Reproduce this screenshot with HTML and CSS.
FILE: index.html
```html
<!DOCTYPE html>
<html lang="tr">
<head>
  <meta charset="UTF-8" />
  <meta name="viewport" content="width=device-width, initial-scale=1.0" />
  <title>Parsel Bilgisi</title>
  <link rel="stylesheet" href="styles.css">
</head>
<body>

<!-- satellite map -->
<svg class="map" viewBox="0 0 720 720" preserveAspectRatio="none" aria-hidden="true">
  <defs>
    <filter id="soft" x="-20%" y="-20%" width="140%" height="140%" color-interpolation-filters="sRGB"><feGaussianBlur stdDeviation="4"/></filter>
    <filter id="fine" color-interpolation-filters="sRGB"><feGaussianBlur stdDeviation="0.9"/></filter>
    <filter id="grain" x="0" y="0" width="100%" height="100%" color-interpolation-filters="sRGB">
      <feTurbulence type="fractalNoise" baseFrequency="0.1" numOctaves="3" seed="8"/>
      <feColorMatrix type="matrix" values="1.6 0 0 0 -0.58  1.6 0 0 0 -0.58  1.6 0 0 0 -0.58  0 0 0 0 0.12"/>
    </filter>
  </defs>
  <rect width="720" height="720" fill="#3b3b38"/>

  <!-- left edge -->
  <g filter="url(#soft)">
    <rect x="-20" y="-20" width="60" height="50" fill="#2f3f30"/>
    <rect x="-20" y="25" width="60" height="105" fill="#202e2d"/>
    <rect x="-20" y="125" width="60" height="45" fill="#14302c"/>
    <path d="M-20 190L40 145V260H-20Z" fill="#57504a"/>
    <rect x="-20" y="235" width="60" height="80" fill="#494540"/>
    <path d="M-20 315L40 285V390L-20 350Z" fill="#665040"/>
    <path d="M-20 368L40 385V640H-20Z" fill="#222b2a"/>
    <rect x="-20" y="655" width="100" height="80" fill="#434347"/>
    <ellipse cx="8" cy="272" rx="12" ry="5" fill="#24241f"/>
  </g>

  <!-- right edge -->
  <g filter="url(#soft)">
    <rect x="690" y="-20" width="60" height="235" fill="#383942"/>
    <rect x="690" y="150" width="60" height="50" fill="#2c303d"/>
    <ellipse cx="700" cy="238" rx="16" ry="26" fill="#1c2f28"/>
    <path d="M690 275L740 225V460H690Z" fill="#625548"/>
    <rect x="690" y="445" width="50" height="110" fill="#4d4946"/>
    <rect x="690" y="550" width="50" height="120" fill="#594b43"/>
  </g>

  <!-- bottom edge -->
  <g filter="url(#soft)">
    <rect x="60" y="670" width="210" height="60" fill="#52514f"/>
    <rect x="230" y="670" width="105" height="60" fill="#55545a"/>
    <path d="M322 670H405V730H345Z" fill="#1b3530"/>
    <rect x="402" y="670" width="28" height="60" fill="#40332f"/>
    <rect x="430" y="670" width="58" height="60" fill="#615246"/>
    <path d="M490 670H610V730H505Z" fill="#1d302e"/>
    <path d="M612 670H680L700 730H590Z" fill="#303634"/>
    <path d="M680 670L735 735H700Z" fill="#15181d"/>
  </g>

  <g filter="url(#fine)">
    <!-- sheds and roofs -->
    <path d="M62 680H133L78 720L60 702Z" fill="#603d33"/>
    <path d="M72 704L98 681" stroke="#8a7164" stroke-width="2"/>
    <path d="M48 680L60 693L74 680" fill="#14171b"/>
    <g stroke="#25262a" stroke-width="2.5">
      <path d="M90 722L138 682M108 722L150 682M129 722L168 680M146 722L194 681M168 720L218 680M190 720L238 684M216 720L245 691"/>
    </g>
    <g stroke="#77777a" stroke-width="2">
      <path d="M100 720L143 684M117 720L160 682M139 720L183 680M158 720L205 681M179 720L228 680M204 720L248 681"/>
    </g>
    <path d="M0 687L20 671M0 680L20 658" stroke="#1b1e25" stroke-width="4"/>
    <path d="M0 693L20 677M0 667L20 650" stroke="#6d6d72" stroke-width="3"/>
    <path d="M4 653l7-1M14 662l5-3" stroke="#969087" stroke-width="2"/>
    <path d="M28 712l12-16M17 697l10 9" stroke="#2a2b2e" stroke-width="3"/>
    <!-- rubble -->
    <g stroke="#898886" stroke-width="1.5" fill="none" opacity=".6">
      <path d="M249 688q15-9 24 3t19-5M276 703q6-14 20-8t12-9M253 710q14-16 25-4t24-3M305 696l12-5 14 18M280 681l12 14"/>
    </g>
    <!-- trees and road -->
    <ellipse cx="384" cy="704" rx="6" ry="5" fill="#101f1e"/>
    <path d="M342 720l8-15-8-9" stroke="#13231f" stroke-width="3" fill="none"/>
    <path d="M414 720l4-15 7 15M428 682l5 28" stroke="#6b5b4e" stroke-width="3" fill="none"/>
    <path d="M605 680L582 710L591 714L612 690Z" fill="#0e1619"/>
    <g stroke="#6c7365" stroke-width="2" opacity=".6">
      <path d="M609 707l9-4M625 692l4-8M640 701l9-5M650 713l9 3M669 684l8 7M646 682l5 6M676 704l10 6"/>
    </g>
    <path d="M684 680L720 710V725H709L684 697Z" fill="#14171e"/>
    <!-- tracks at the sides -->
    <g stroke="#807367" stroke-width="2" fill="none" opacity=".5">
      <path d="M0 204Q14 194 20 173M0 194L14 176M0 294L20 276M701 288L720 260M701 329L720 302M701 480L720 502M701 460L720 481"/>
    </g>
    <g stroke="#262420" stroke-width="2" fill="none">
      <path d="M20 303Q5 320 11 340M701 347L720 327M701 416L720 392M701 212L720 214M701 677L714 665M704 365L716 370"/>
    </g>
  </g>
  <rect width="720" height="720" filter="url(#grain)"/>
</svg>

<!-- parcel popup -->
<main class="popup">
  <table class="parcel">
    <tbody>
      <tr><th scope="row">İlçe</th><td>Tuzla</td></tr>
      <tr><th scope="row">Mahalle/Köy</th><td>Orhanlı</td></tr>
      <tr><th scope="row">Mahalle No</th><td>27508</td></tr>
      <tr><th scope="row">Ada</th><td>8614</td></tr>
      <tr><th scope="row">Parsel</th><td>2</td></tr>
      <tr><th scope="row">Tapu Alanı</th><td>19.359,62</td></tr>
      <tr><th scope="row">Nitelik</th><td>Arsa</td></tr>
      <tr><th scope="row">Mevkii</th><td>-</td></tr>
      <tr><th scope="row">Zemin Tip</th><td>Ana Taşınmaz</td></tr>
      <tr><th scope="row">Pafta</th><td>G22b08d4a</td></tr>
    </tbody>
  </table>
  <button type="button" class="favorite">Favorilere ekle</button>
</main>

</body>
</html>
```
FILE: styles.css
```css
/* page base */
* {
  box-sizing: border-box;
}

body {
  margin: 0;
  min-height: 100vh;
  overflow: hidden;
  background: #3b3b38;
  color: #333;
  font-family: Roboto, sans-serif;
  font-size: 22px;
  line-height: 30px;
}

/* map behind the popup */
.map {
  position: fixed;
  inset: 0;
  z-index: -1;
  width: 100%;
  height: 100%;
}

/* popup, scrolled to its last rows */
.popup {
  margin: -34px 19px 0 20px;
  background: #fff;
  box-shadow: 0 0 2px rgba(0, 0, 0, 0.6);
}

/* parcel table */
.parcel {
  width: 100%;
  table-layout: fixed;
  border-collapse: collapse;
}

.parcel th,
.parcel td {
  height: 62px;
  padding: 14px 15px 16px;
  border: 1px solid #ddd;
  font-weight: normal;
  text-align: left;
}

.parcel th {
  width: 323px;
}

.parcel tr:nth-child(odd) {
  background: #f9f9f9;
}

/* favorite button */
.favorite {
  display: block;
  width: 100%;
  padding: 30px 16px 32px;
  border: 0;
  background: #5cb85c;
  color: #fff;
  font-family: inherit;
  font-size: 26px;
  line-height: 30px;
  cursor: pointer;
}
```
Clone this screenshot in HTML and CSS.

────

*EXERCISE INSTRUCTIONS:*
Return the material exactly as it stands.

*TASK RESPONSE:*
Reproduce this screenshot with HTML and CSS.
FILE: index.html
```html
<!DOCTYPE html>
<html lang="tr">
<head>
  <meta charset="UTF-8" />
  <meta name="viewport" content="width=device-width, initial-scale=1.0" />
  <title>Parsel Bilgisi</title>
  <link rel="stylesheet" href="styles.css">
</head>
<body>

<!-- satellite map -->
<svg class="map" viewBox="0 0 720 720" preserveAspectRatio="none" aria-hidden="true">
  <defs>
    <filter id="soft" x="-20%" y="-20%" width="140%" height="140%" color-interpolation-filters="sRGB"><feGaussianBlur stdDeviation="4"/></filter>
    <filter id="fine" color-interpolation-filters="sRGB"><feGaussianBlur stdDeviation="0.9"/></filter>
    <filter id="grain" x="0" y="0" width="100%" height="100%" color-interpolation-filters="sRGB">
      <feTurbulence type="fractalNoise" baseFrequency="0.1" numOctaves="3" seed="8"/>
      <feColorMatrix type="matrix" values="1.6 0 0 0 -0.58  1.6 0 0 0 -0.58  1.6 0 0 0 -0.58  0 0 0 0 0.12"/>
    </filter>
  </defs>
  <rect width="720" height="720" fill="#3b3b38"/>

  <!-- left edge -->
  <g filter="url(#soft)">
    <rect x="-20" y="-20" width="60" height="50" fill="#2f3f30"/>
    <rect x="-20" y="25" width="60" height="105" fill="#202e2d"/>
    <rect x="-20" y="125" width="60" height="45" fill="#14302c"/>
    <path d="M-20 190L40 145V260H-20Z" fill="#57504a"/>
    <rect x="-20" y="235" width="60" height="80" fill="#494540"/>
    <path d="M-20 315L40 285V390L-20 350Z" fill="#665040"/>
    <path d="M-20 368L40 385V640H-20Z" fill="#222b2a"/>
    <rect x="-20" y="655" width="100" height="80" fill="#434347"/>
    <ellipse cx="8" cy="272" rx="12" ry="5" fill="#24241f"/>
  </g>

  <!-- right edge -->
  <g filter="url(#soft)">
    <rect x="690" y="-20" width="60" height="235" fill="#383942"/>
    <rect x="690" y="150" width="60" height="50" fill="#2c303d"/>
    <ellipse cx="700" cy="238" rx="16" ry="26" fill="#1c2f28"/>
    <path d="M690 275L740 225V460H690Z" fill="#625548"/>
    <rect x="690" y="445" width="50" height="110" fill="#4d4946"/>
    <rect x="690" y="550" width="50" height="120" fill="#594b43"/>
  </g>

  <!-- bottom edge -->
  <g filter="url(#soft)">
    <rect x="60" y="670" width="210" height="60" fill="#52514f"/>
    <rect x="230" y="670" width="105" height="60" fill="#55545a"/>
    <path d="M322 670H405V730H345Z" fill="#1b3530"/>
    <rect x="402" y="670" width="28" height="60" fill="#40332f"/>
    <rect x="430" y="670" width="58" height="60" fill="#615246"/>
    <path d="M490 670H610V730H505Z" fill="#1d302e"/>
    <path d="M612 670H680L700 730H590Z" fill="#303634"/>
    <path d="M680 670L735 735H700Z" fill="#15181d"/>
  </g>

  <g filter="url(#fine)">
    <!-- sheds and roofs -->
    <path d="M62 680H133L78 720L60 702Z" fill="#603d33"/>
    <path d="M72 704L98 681" stroke="#8a7164" stroke-width="2"/>
    <path d="M48 680L60 693L74 680" fill="#14171b"/>
    <g stroke="#25262a" stroke-width="2.5">
      <path d="M90 722L138 682M108 722L150 682M129 722L168 680M146 722L194 681M168 720L218 680M190 720L238 684M216 720L245 691"/>
    </g>
    <g stroke="#77777a" stroke-width="2">
      <path d="M100 720L143 684M117 720L160 682M139 720L183 680M158 720L205 681M179 720L228 680M204 720L248 681"/>
    </g>
    <path d="M0 687L20 671M0 680L20 658" stroke="#1b1e25" stroke-width="4"/>
    <path d="M0 693L20 677M0 667L20 650" stroke="#6d6d72" stroke-width="3"/>
    <path d="M4 653l7-1M14 662l5-3" stroke="#969087" stroke-width="2"/>
    <path d="M28 712l12-16M17 697l10 9" stroke="#2a2b2e" stroke-width="3"/>
    <!-- rubble -->
    <g stroke="#898886" stroke-width="1.5" fill="none" opacity=".6">
      <path d="M249 688q15-9 24 3t19-5M276 703q6-14 20-8t12-9M253 710q14-16 25-4t24-3M305 696l12-5 14 18M280 681l12 14"/>
    </g>
    <!-- trees and road -->
    <ellipse cx="384" cy="704" rx="6" ry="5" fill="#101f1e"/>
    <path d="M342 720l8-15-8-9" stroke="#13231f" stroke-width="3" fill="none"/>
    <path d="M414 720l4-15 7 15M428 682l5 28" stroke="#6b5b4e" stroke-width="3" fill="none"/>
    <path d="M605 680L582 710L591 714L612 690Z" fill="#0e1619"/>
    <g stroke="#6c7365" stroke-width="2" opacity=".6">
      <path d="M609 707l9-4M625 692l4-8M640 701l9-5M650 713l9 3M669 684l8 7M646 682l5 6M676 704l10 6"/>
    </g>
    <path d="M684 680L720 710V725H709L684 697Z" fill="#14171e"/>
    <!-- tracks at the sides -->
    <g stroke="#807367" stroke-width="2" fill="none" opacity=".5">
      <path d="M0 204Q14 194 20 173M0 194L14 176M0 294L20 276M701 288L720 260M701 329L720 302M701 480L720 502M701 460L720 481"/>
    </g>
    <g stroke="#262420" stroke-width="2" fill="none">
      <path d="M20 303Q5 320 11 340M701 347L720 327M701 416L720 392M701 212L720 214M701 677L714 665M704 365L716 370"/>
    </g>
  </g>
  <rect width="720" height="720" filter="url(#grain)"/>
</svg>

<!-- parcel popup -->
<main class="popup">
  <table class="parcel">
    <tbody>
      <tr><th scope="row">İlçe</th><td>Tuzla</td></tr>
      <tr><th scope="row">Mahalle/Köy</th><td>Orhanlı</td></tr>
      <tr><th scope="row">Mahalle No</th><td>27508</td></tr>
      <tr><th scope="row">Ada</th><td>8614</td></tr>
      <tr><th scope="row">Parsel</th><td>2</td></tr>
      <tr><th scope="row">Tapu Alanı</th><td>19.359,62</td></tr>
      <tr><th scope="row">Nitelik</th><td>Arsa</td></tr>
      <tr><th scope="row">Mevkii</th><td>-</td></tr>
      <tr><th scope="row">Zemin Tip</th><td>Ana Taşınmaz</td></tr>
      <tr><th scope="row">Pafta</th><td>G22b08d4a</td></tr>
    </tbody>
  </table>
  <button type="button" class="favorite">Favorilere ekle</button>
</main>

</body>
</html>
```
FILE: styles.css
```css
/* page base */
* {
  box-sizing: border-box;
}

body {
  margin: 0;
  min-height: 100vh;
  overflow: hidden;
  background: #3b3b38;
  color: #333;
  font-family: Roboto, sans-serif;
  font-size: 22px;
  line-height: 30px;
}

/* map behind the popup */
.map {
  position: fixed;
  inset: 0;
  z-index: -1;
  width: 100%;
  height: 100%;
}

/* popup, scrolled to its last rows */
.popup {
  margin: -34px 19px 0 20px;
  background: #fff;
  box-shadow: 0 0 2px rgba(0, 0, 0, 0.6);
}

/* parcel table */
.parcel {
  width: 100%;
  table-layout: fixed;
  border-collapse: collapse;
}

.parcel th,
.parcel td {
  height: 62px;
  padding: 14px 15px 16px;
  border: 1px solid #ddd;
  font-weight: normal;
  text-align: left;
}

.parcel th {
  width: 323px;
}

.parcel tr:nth-child(odd) {
  background: #f9f9f9;
}

/* favorite button */
.favorite {
  display: block;
  width: 100%;
  padding: 30px 16px 32px;
  border: 0;
  background: #5cb85c;
  color: #fff;
  font-family: inherit;
  font-size: 26px;
  line-height: 30px;
  cursor: pointer;
}
```
Clone this screenshot in HTML and CSS.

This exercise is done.